The dish

Peter Reinhart’s bread-baking books.

Quick update first: I finished Kavalier & Clay today and hope to post a writeup before Thursday’s Klawchat, which will be at 1 pm. Also, my ranking of the top 100 prospects is tentatively scheduled to go up on January 22nd.

I got two bread-baking books by Peter Reinhart for Christmas: The Bread Baker’s Apprentice and Whole Grain Breads. Having read both and made two recipes from them, I can give both a very high recommendation.

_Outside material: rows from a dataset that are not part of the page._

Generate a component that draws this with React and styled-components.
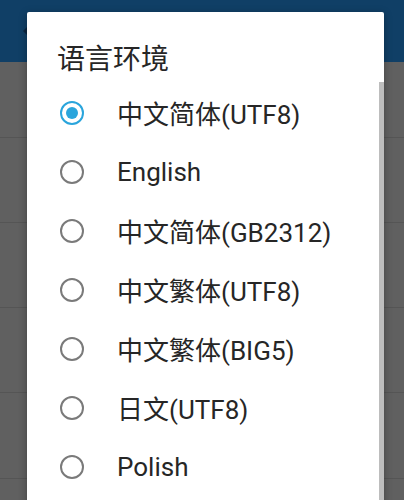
import React from "react";
import styled, { createGlobalStyle } from "styled-components";

const Global = createGlobalStyle`
  html, body { margin: 0; padding: 0; }
  body { font-family: Roboto, "Noto Sans CJK SC", sans-serif; background: #5f5f5f; }
  #root { width: 404px; height: 500px; }
`;

const Screen = styled.div`
  position: relative;
  width: 404px;
  height: 500px;
  overflow: hidden;
  background: #5f5f5f;
  display: flex;
  flex-direction: column;
`;

const TopBar = styled.div`
  height: 62px;
  flex: none;
  background: #103f66;
  display: flex;
  align-items: center;
  padding-left: 19px;
  box-sizing: border-box;
`;

const ListRow = styled.div`
  height: ${(p) => p.$h}px;
  flex: none;
  box-sizing: border-box;
  border-bottom: 1px solid #555555;
  background: #606060;
`;

const Dialog = styled.div`
  position: absolute;
  left: 27px;
  top: 12px;
  width: 357px;
  height: 520px;
  background: #ffffff;
  border-radius: 2px;
  box-shadow: 0 2px 8px rgba(0, 0, 0, 0.3);
  display: flex;
  flex-direction: column;
`;

const Title = styled.div`
  margin: 29px 0 0 30px;
  height: 32px;
  line-height: 32px;
  font-size: 28px;
  color: #262626;
  font-family: "Noto Sans CJK SC", Roboto, sans-serif;
`;

const Options = styled.div`
  margin-top: 10px;
  display: flex;
  flex-direction: column;
`;

const Option = styled.div`
  height: 59px;
  display: flex;
  align-items: center;
  padding-left: 33px;
  gap: 33px;
`;

const Radio = styled.span`
  box-sizing: border-box;
  width: 24px;
  height: 24px;
  border-radius: 50%;
  border: 2.3px solid ${(p) => (p.$on ? "#2aa5dc" : "#7a7a7a")};
  display: flex;
  align-items: center;
  justify-content: center;
  flex: none;
  &::after {
    content: "";
    display: ${(p) => (p.$on ? "block" : "none")};
    width: 12px;
    height: 12px;
    border-radius: 50%;
    background: #2aa5dc;
  }
`;

const Label = styled.span`
  font-size: 26px;
  color: #262626;
  font-family: Roboto, "Noto Sans CJK SC", sans-serif;
  white-space: nowrap;
`;

const ScrollBar = styled.div`
  position: absolute;
  right: 0;
  top: 70px;
  bottom: 0;
  width: 5px;
  background: #bdbdbd;
`;

const options = [
  "中文简体(UTF8)",
  "English",
  "中文简体(GB2312)",
  "中文繁体(UTF8)",
  "中文繁体(BIG5)",
  "日文(UTF8)",
  "Polish",
];

export default function App() {
  return (
    <>
      <Global />
      <Screen>
        <TopBar>
          <svg width="24" height="24" viewBox="0 0 24 24">
            <path d="M20 11H7.8l5.6-5.6L12 4l-8 8 8 8 1.4-1.4L7.8 13H20z" fill="#0a2640" />
          </svg>
        </TopBar>
        <ListRow $h={76} />
        <ListRow $h={85} />
        <ListRow $h={85} />
        <ListRow $h={85} />
        <ListRow $h={86} />
        <ListRow $h={40} />
        <Dialog>
          <Title>语言环境</Title>
          <Options>
            {options.map((o, i) => (
              <Option key={o}>
                <Radio $on={i === 0} />
                <Label>{o}</Label>
              </Option>
            ))}
          </Options>
          <ScrollBar />
        </Dialog>
      </Screen>
    </>
  );
}
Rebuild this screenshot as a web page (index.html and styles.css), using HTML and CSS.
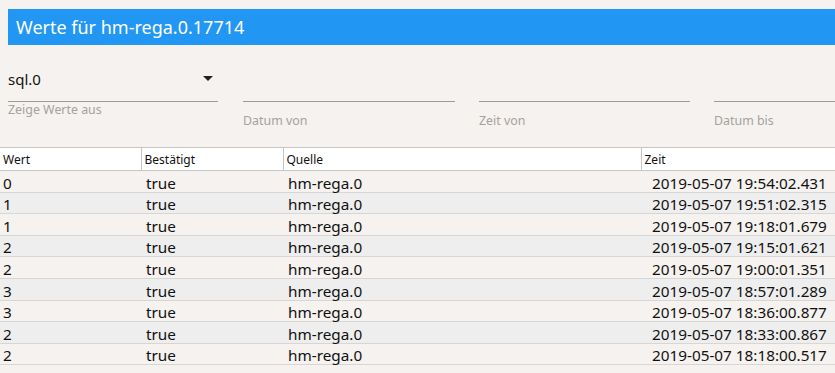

I’ve made two recipes so far from the whole grains book: pizza dough and hearth bread, both with 100% whole wheat flour. The recipes worked as advertised, which, for bread recipes, is in and of itself remarkable. Pizza dough has long been a culinary bugbear of mine, as a pizza dough that can be stretched to authentic Italian paper-thin proportions must have excellent gluten development to avoid tearing during the stretching and shaping process. I’ve tried many recipes – including two stalwart sources, Joy of Cooking and Alton Brown – and none has worked; in fact, Reinhart argues that using table sugar in bread doughs is a waste of time, because it’s too complex for yeast to eat, which explains why Brown’s pizza dough (which includes 2 Tbsp sugar) doesn’t rise well and ends up very sweet. So for the last two or three years, I’ve bought white-flour doughs at Trader Joes and Whole Foods; I’ve tried Trader Joes’ whole-wheat dough, but it really lacks gluten and tears too easily to stretch it.

Reinhart’s whole wheat pizza doughs rolled thin enough that I could see light through them and they were almost cracker-like after baking, which is a very Italian-style pizza crust. (I do like New York-style pizza, where the dough is thicker and has a little more tooth, but Italian pizza is my favorite.) If that isn’t enough to sell you, consider this: Reinhart’s “delayed fermentation” method, which he uses for all of his breads, requires less kneading than any other bread recipes I’ve seen by relying on time, refrigeration, and the power of water to break down the starches and sugars in flour to give the dough strength and flavor.

The Apprentice book focuses on bread-making basics, with an emphasis on method and formula rather than just recipes. Reinhart discusses the twelve stages of bread-making; necessary (and unnecessary) equipment; and the science of bread, with explanations of the different types of yeast, flour, sweeteners, and so on. (The whole-grains book goes into more detail on the differences among ingredients.) He also walks you through creation of a wild-yeast starter and through the basic steps to create sponge starters like bigas and poolishes, on which he builds most of the breads in the two books.

The books include just about every yeast bread I could want to bake, including hearth breads, sandwich breads, rye breads, challah, brioche, bagels, English muffin, and baguettes, as well as several international breads with which I was unfamiliar. He also includes a few crackers, including graham crackers and seeded whole-wheat crackers, and corn bread, which is chemically leavened. Together, they form a reference work that gives a real education in the art and science of baking great bread. If you don’t care about whole-grain baking (it’s not just 100% whole wheat, but multigrain breads including all sorts of grains in flour and kernel forms), just get Apprentice, but I recommend both if you want to add more whole grains to your diet.